Two smaller valves are nearly always the better choice on any boiler over about 200 lb/h evaporation. ASME Section I in fact requires two valves on boilers over 500 ft² of heating surface. The reason is redundancy — if one valve sticks shut from corrosion or debris, the second still relieves. Twin valves also let you stagger set pressures by 3-5 psi, so the lower one handles routine over-pressure and the upper one stays clean as a backup. Single large valves are also harder to lap accurately and more prone to chatter at low load.
Wet discharge means the boiler water level is too high or the boiler is priming — entrained water carries up into the steam space and out through the valve. The valve itself is fine; the boiler operation is wrong. Check the water glass during the lift: if level is above three-quarters glass, blow down to mid-glass and the discharge will dry up. Persistent priming despite correct level points to dirty boiler water with high TDS, which raises foam and entrainment — a blowdown and refill with treated feedwater is the cure.
It is at the legal limit but operationally poor. ASME allows up to 10% accumulation on a single valve, but a healthy valve should crack within 3% of set. An 8% lift means the disc is moving lazily — usually a sticky spindle, a partly-blocked huddling chamber, or back-pressure in the discharge stack. Pull the cap and check spindle free movement first; it should drop under its own weight when the spring is removed. If it does not, the spindle bushing is corroded and needs cleaning or replacement.
Discharge pipework absolutely affects performance, and getting it wrong is one of the most common reasons safety valves fail their accumulation test.

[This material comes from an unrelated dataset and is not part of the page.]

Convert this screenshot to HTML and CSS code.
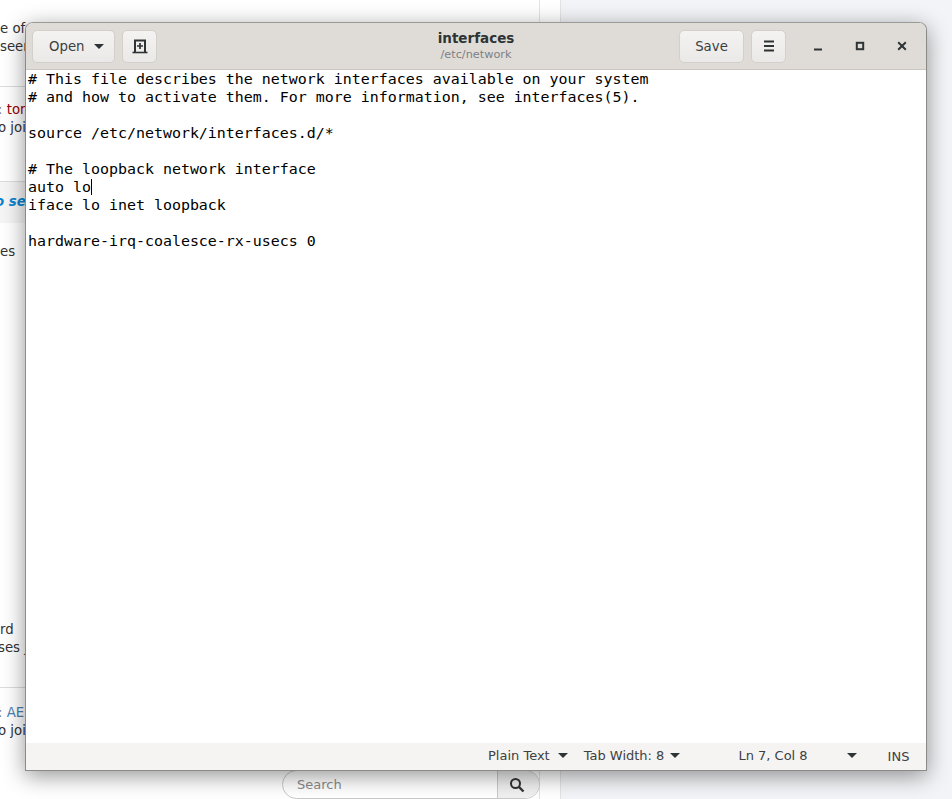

The discharge pipe must be at least the same bore as the valve outlet, supported independently of the valve so its weight does not load the body, and fitted with a drain at the low point to prevent water-logging. Any reduction in bore creates back-pressure, which adds directly to set pressure — a 5 psi back-pressure on a 100 psi valve means the boiler reaches 105 psi before the valve effectively relieves. Long horizontal runs and elbows compound the problem.
The lever should free the disc at 75% of set pressure for a pre-steaming check. If it feels solid even with the boiler near working pressure, the lever linkage has corroded inside the bonnet — this is independent of the disc itself, so the valve can still pop on overpressure while the manual lift refuses to work. Most heritage valves use a forked yoke that engages a notch on the spindle; the yoke pin seizes from condensate corrosion. Strip the bonnet, free the linkage, and grease with high-temperature copper anti-seize on reassembly.